Ein flammendes Plädoyer für den Erhalt und die Nutzbarmachung des alten Stadtbads hielt der ehemalige Luba-Geschäftsführer Jörg Kräker. 2004, vor 21 Jahren, habe die erste Veranstaltung für eine Konzeptentwicklung stattgefunden. „Damals war das hier eine Ruine“, erinnerte er. Seitdem seien neue Fenster eingebaut, das Dach abgedichtet, 400 Tonnen Schutt herausgeholt und bereits 2,5 Millionen in die Bestandssicherung gesteckt worden. „Ohne unser Konzept hätten wir nicht den Bundespreis gewonnen!“
Deshalb forderte auch Jochen Neumann „Mut zum Risiko“ und riet dazu, Visionen zu verfolgen.
„Ihre Visionen haben der Stadt ein 4,4-Millionen-Defizit gebracht“, konterte Gordon Roth und ging noch einen Schritt weiter: „Auch das Turmfest können wir uns nicht leisten!“ Er forderte ein „nachhaltiges Konzept“ für das Stadtbad.
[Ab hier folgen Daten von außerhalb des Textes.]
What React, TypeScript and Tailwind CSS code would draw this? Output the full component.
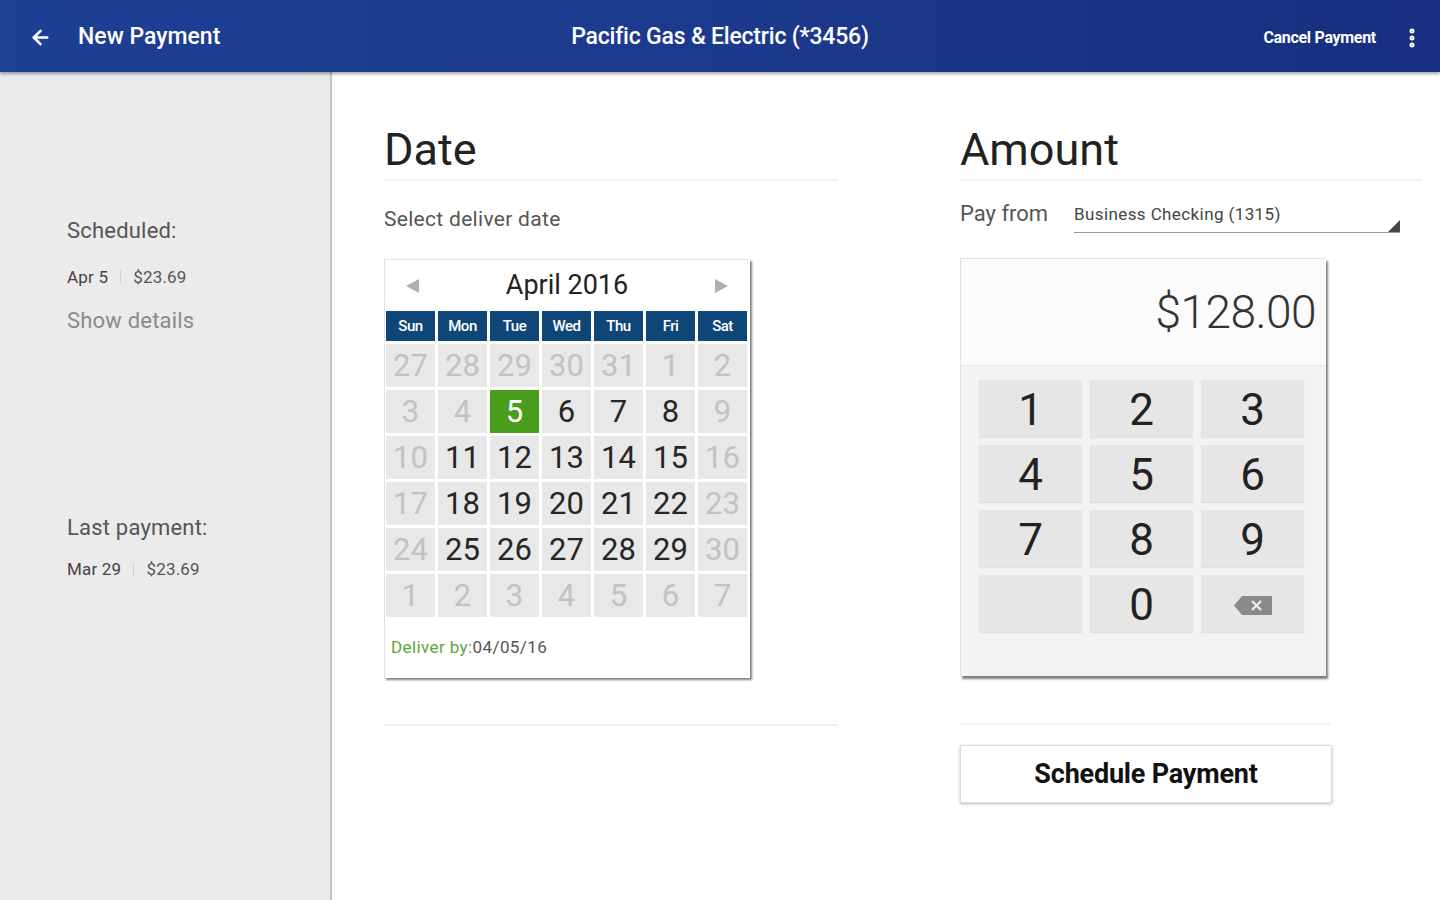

„Aber es gibt dieses Konzept doch“, entgegnete Matthias Grunert kopfschüttelnd. „Das hat den Fördermittelgeber überzeugt. Wenn wir das Stadtbad leerstehen lassen, bleiben wir auch auf Kosten sitzen.“ Das Gebäude sei sicherlich nicht für alle Zwecke geeignet, meinte der SPD-Kandidat, „aber jetzt haben wir die Chance, uns einfach mal auf den Weg zu machen“. Grunert schlug obendrein vor, die Jugend mehr an der Ausgestaltung der Nutzungsmöglichkeiten zu beteiligen: „Da ist noch viel Musik drin!“
Auch Felix Menzel (CDU) empfahl, mehr Leute und Ehrenamtler einzubeziehen. Einzelkandidat und Handwerker Olaf Wendel meinte, es gebe ja schon genügend Ideen. „Wir sollten das hier mit regionalen Handwerkern machen. Alles ist denkbar. Wir dürfen das Gebäude nicht ungenutzt stehen lassen!“
Eine Bürgerin verwies auf eine andere Bauruine in der Beelitzer Straße. „Auch die muss gesichert werden. Auch das kostet Geld.“ Sie wünsche sich für die Zukunft, „dass etwas aus dem Stadtbad gemacht wird“.
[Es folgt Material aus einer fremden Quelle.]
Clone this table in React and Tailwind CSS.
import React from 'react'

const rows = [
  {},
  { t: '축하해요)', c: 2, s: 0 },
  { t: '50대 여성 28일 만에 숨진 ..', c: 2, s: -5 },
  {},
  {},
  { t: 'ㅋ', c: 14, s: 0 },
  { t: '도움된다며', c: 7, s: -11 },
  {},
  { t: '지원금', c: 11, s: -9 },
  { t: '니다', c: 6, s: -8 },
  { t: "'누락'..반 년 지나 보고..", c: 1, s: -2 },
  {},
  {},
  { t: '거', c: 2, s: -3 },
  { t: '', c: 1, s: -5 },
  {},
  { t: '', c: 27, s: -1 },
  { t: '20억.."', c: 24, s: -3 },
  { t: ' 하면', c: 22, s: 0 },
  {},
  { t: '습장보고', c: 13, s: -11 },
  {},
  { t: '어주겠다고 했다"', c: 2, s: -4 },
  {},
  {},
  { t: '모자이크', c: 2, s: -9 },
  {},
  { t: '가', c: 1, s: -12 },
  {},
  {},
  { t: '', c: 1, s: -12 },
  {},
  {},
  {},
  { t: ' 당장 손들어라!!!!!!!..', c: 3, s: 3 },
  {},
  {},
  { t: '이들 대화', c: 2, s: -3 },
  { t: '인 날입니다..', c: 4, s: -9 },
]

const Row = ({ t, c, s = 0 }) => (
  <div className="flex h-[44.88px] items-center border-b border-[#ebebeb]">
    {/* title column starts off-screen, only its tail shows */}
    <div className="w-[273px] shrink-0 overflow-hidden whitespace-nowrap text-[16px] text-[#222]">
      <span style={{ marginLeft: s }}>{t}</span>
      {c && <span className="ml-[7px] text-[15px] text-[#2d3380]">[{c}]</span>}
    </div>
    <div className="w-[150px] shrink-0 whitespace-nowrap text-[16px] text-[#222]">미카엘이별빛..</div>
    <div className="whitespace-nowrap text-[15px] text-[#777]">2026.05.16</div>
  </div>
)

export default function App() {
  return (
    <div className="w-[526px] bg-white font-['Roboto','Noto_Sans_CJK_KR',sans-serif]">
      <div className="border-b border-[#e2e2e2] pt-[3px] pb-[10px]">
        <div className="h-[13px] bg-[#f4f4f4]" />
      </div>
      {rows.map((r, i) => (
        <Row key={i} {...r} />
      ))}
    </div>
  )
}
Welche Alternativen gebe es denn überhaupt zum bestehenden Konzept und dem Einsatz der Fördermittel und des städtischen Eigenanteils, wollte Moderator Norbert Poppe abschließend von den drei Bürgermeisterkandidaten wissen.
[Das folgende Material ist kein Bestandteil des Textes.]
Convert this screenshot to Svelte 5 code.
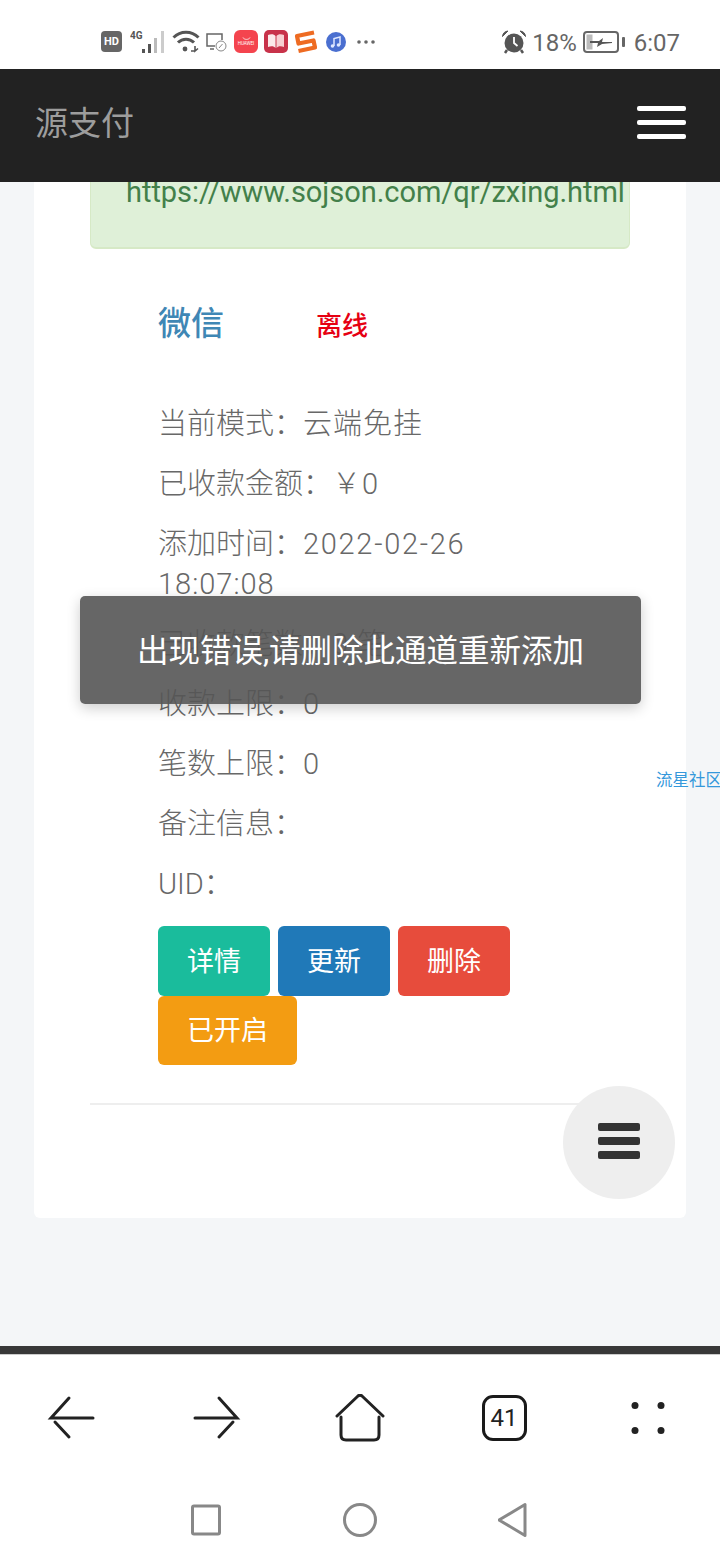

„Das ist alternativlos“, sagte Jochen Neumann. „Das ist eine einmalige Chance.“
„Die Alternative kann nur der Verkauf sein“, antwortete Gordon Roth (GfL).
„Dann wird das Baudenkmal der Öffentlichkeit entzogen“, widersprach Matthias Grunert (SPD). Das dürfe nicht geschehen.
„Wenn‘s für die Einwohner attraktiv ist, kommen die Touristen von allein“, warf noch Tourismus-Expertin Bettina Wedde am Schluss ein.
Anmerkung des Autors:
2001 wurde die vielgerühmte Mendelsohnhalle für eine D-Mark verkauft. Sie findet in allen architekturhistorischen Büchern weltweit Erwähnung. Sie ist DAS Wahrzeichen Luckenwaldes als einst moderne Industriestadt schlechthin. Seit dem Verkauf blieb die Halle ungenutzt und verfiel weiter. Das bemerkenswerte Dach musste mit öffentlichen Geldern gesichert werden, weil sich der Käufer nicht rührte. Das Bauwerk ist seitdem der Öffentlichkeit verschlossen. Nur so viel zum Thema Verkauf.
KORREKTUR bzw. Ergänzung:
Das Heimatmuseum Luckenwalde bietet Führungen durch die Mendelsohnhalle an. Damit ist das Gebäude durchaus zugänglich für organisierte Besuchergruppen. Das wird auch gern genutzt und zieht viele internationale Gäste an. Dennoch steht die Halle ansonsten ungenutzt herum. Der Zahn der Zeit nagt an ihr und auch an dem mit Steuergeldern gesicherten Dach.